Non-union workers support McCain? My parents are non-union workers and mom supports Obama and Dad, he's still undecided (I'm working on him). Given the chance, 60 million US workers would join a union. The problem is here that there is little chance because doing something in support of a union also means risking suspension, sitting through anti-union propaganda, or risking your family's livelihood.
Card Check is the right thing to do for American workers. We are the back bone of the country and it's about time that both businesses and also politicians understood that point. More importantly, it'd just be nice if CNN understood the difference between a Card Check system with optional FAIR elections and the current systems of intimidation, fear mongering and illegal activities on the part of employers trying to keep out unions through a "secreat ballot election".
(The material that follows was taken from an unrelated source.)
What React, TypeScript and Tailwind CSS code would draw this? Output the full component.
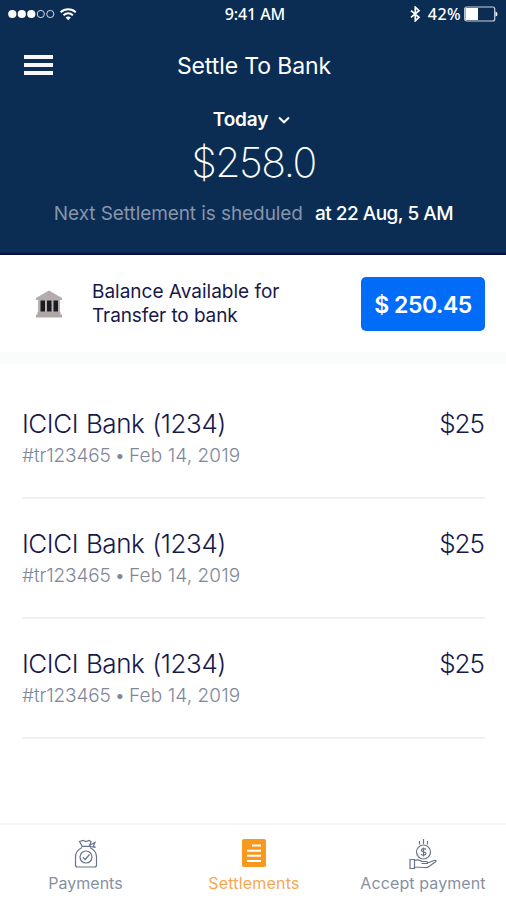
import React from "react";

const transactions = [
  { id: 1, bank: "ICICI Bank (1234)", reference: "#tr123465 •", date: "Feb 14, 2019", amount: "$25" },
  { id: 2, bank: "ICICI Bank (1234)", reference: "#tr123465 •", date: "Feb 14, 2019", amount: "$25" },
  { id: 3, bank: "ICICI Bank (1234)", reference: "#tr123465 •", date: "Feb 14, 2019", amount: "$25" },
];

function StatusBar() {
  return (
    <div className="grid h-7 grid-cols-3 items-center pr-2 pl-2 font-['Noto_Sans',sans-serif]">
      <div className="flex items-center">
        <svg width="70" height="16" viewBox="0 0 70 16" fill="none">
          <g fill="#fff">
            <circle cx="4.3" cy="8" r="4.1" />
            <circle cx="13.8" cy="8" r="4.1" />
            <circle cx="23.3" cy="8" r="4.1" />
          </g>
          <g stroke="#d5dce6" strokeWidth="1">
            <circle cx="32.8" cy="8" r="3.6" />
            <circle cx="42.3" cy="8" r="3.6" />
          </g>
          <g stroke="#fff" strokeWidth="2">
            <path d="M52.6 6.2c4.4-4 10.800-4 15.200 0" />
            <path d="M55.500 9.200c2.800-2.500 6.600-2.500 9.400 0" />
          </g>
          <path d="M57.600 11.400c1.500-1.300 3.700-1.300 5.200 0L60.200 14.300z" fill="#fff" />
        </svg>
      </div>
      <span className="pl-1 text-center text-[16px] leading-7 font-medium tracking-[-0.1px] whitespace-nowrap">9:41 AM</span>
      <div className="flex items-center justify-end">
        <svg width="11" height="16" viewBox="0 0 11 16" fill="none" stroke="#fff" strokeWidth="1.700" className="mr-[7px]">
          <path d="M1 4.600L9 11.300L5.300 14.800V1.200L9 4.600L1 11.300" />
        </svg>
        <span className="mr-[3px] text-[16px] leading-7 font-medium tracking-[0.4px]">42%</span>
        <svg width="34" height="16" viewBox="0 0 34 16" fill="none">
          <rect x="0.700" y="1" width="30" height="14" rx="2" stroke="#cbd3de" strokeWidth="1.200" />
          <rect x="1.500" y="2" width="12.500" height="12" fill="#fff" />
          <path d="M31.500 5.500q2 .5 2 2.500t-2 2.500z" fill="#fff" />
        </svg>
      </div>
    </div>
  );
}

function Header() {
  return (
    <header className="flex h-[255px] flex-col border-b-2 border-[#0a0f45] bg-[#0c2d53] text-white">
      <StatusBar />
      <div className="mt-5 grid h-9 grid-cols-[1fr_auto_1fr] items-center px-6">
        <button aria-label="Menu" className="flex w-[29px] flex-col gap-1 pb-0.5">
          <span className="h-1 bg-[#f8f8fc]" />
          <span className="h-1 bg-[#f8f8fc]" />
          <span className="h-1 bg-[#f8f8fc]" />
        </button>
        <h1 className="pl-0.5 text-[23px] leading-9 tracking-[-0.1px]">Settle To Bank</h1>
      </div>
      <button className="mt-6 flex h-6 items-center justify-center gap-[10px] pr-[3px] text-[19px] font-semibold">
        <span className="tracking-[-0.2px]">Today</span>
        <svg width="12" height="8" viewBox="0 0 12 8" fill="none" stroke="#fff" strokeWidth="2">
          <path d="M1 1.500L6 6.300L11 1.500" />
        </svg>
      </button>
      <p className="mt-[7px] pl-px text-center text-[41px] leading-[46px] font-extralight tracking-[-1.5px]">$258.0</p>
      <p className="mt-[15px] flex justify-center gap-3 pl-px text-[19px] leading-7">
        <span className="tracking-[-0.08px] text-[#8794ab]">Next Settlement is sheduled</span>
        <span className="font-medium tracking-[-0.5px]">at 22 Aug, 5 AM</span>
      </p>
    </header>
  );
}

function BankIcon() {
  return (
    <svg width="28" height="28" viewBox="0 0 28 28" className="ml-[11px]">
      <path d="M14 .5L27 8v2H1V8z" fill="#b3abac" />
      <path d="M3 10h22v14H3z" fill="#b9b1b1" />
      <path d="M5.500 10.500h4.500v11h-4.500zM12 10.500h4.500v11h-4.500zM18.500 10.500h4.500v11h-4.500z" fill="#191b20" />
      <path d="M2.500 22h23v2.500H27V27.500H1v-3h1.500z" fill="#b0a6a8" />
    </svg>
  );
}

function Balance() {
  return (
    <section className="flex h-[97px] items-center pr-[21px] pl-6">
      <BankIcon />
      <p className="ml-[29px] flex-1 text-[19px] leading-6 text-[#17194b]">
        Balance Available for
        <br />
        <span className="tracking-[-0.1px]">Transfer to bank</span>
      </p>
      <button className="h-[54px] w-[124px] rounded-[5px] bg-[#006cf7] pt-1 text-[23px] font-semibold tracking-[-0.45px] text-white">
        $ 250.45
      </button>
    </section>
  );
}

function PaymentsIcon() {
  return (
    <svg width="24" height="30" viewBox="0 0 24 30" fill="none" stroke="#67748a" strokeWidth="1.200">
      <path d="M8 7L5.500 2.500L9 1.500L12 2.500L15 1.500L17 2.500L15.500 7M7.500 7.300h9M16 6l5-2.500-1.500 3.500 2 1.500-5-1" />
      <path d="M8 8.500C4 10.500 1.500 14 1.500 18v8q0 2 2 2h17q2 0 2-2v-8c0-4-2.500-7.500-6.500-9.500" />
      <circle cx="12" cy="18" r="6" />
      <path d="M9 18.300l2.200 2.200L15.500 15.500" />
    </svg>
  );
}

function SettlementsIcon() {
  return (
    <svg width="24" height="29" viewBox="0 0 24 29" fill="none">
      <rect width="24" height="28" rx="2" fill="#f7981f" />
      <path d="M10 6.500h9M5 11.700h14M5 16.700h14M5 22h14" stroke="#fff" strokeWidth="2" />
    </svg>
  );
}

function AcceptIcon() {
  return (
    <svg width="28" height="31" viewBox="0 0 28 31" fill="none" stroke="#67748a" strokeWidth="1.200">
      <path d="M14.500 0v5M10.500 2v3.500M18.500 2v3.500" />
      <circle cx="14.500" cy="13" r="7" />
      <path d="M17 10.500c-1-1.200-4.700-1.200-4.700.7 0 2.200 4.700 1.200 4.700 3.400 0 2-3.700 2-5 .5M14.500 8.500v9" />
      <path d="M1 20.500h4.500v9H1zM5.500 21.500c3-1.500 5.500-.5 7.500 1h4q2 .3 1.500 2h-6M18.500 24l6.500-2.500q2-.3 2 1L20 27.500q-2 1.500-4.500 1l-10-.5" />
    </svg>
  );
}

function BottomNav() {
  return (
    <nav className="grid h-[77px] grid-cols-3 border-t-2 border-[#f3f4f6] pl-0.5 text-[16px] leading-5 text-[#8790a3]">
      <button className="flex flex-col items-center pt-[14px] pr-px">
        <span className="h-[34px]"><PaymentsIcon /></span>
        <span>Payments</span>
      </button>
      <button className="flex flex-col items-center pt-[14px] text-[#f5a751]">
        <span className="h-[34px]"><SettlementsIcon /></span>
        <span className="tracking-[0.2px]">Settlements</span>
      </button>
      <button className="flex flex-col items-center pt-[14px] pl-0.5">
        <span className="h-[34px]"><AcceptIcon /></span>
        <span className="tracking-[0.1px] whitespace-nowrap">Accept payment</span>
      </button>
    </nav>
  );
}

export default function App() {
  return (
    <div className="flex h-[900px] w-[506px] flex-col overflow-hidden bg-white font-['Inter',sans-serif]">
      <Header />
      <Balance />
      <div className="h-3 bg-[#fafbfb]" />
      <main className="flex-1 pt-[15px] pr-[21px] pl-[22px]">
        {transactions.map((item) => (
          <article key={item.id} className="flex h-[120px] items-start justify-between border-b-2 border-[#eff0f3] pt-[29px]">
            <div>
              <h2 className="text-[26px] leading-8 font-light tracking-[-0.45px] [word-spacing:1px] text-[#17194b]">{item.bank}</h2>
              <p className="mt-0.5 flex gap-1 text-[19px] leading-7 font-light text-[#7f8799]">
                <span className="tracking-[-0.12px] [word-spacing:-1.5px]">{item.reference}</span>
                <span className="tracking-[0.1px]">{item.date}</span>
              </p>
            </div>
            <span className="pr-px text-[26px] leading-8 font-light tracking-[-1px] text-[#17194b]">{item.amount}</span>
          </article>
        ))}
      </main>
      <BottomNav />
    </div>
  );
}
I suppose it's too much to ask for that CNN figure out that "Secret Ballot" is really code for "NO UNIONS WANTED" and yeah, that includes the rhetoric of McCain, Mr. Anti-Union himself. But I'm not sure why they think that we aren't going to call them out on this shoddy work. I mean, come on, how long would it have really taken them to do their fucking job and get it right instead of throwing out more ridiculous Right-Wing talking points? This doesn't make you Fair and Balanced, it just makes you fox-light. Of course, perhaps that's what you're really going for, faux style news that always puts forward the Right Wing Talking Points.
CNN, I expect more from you.
But you know, I don't want to close on a sour "I expect more from CNN note" I want to end this with my favorite Union quote this year:
It’s time we had a President who didn’t choke saying the word “union.”
This is exactly what I want out of a President.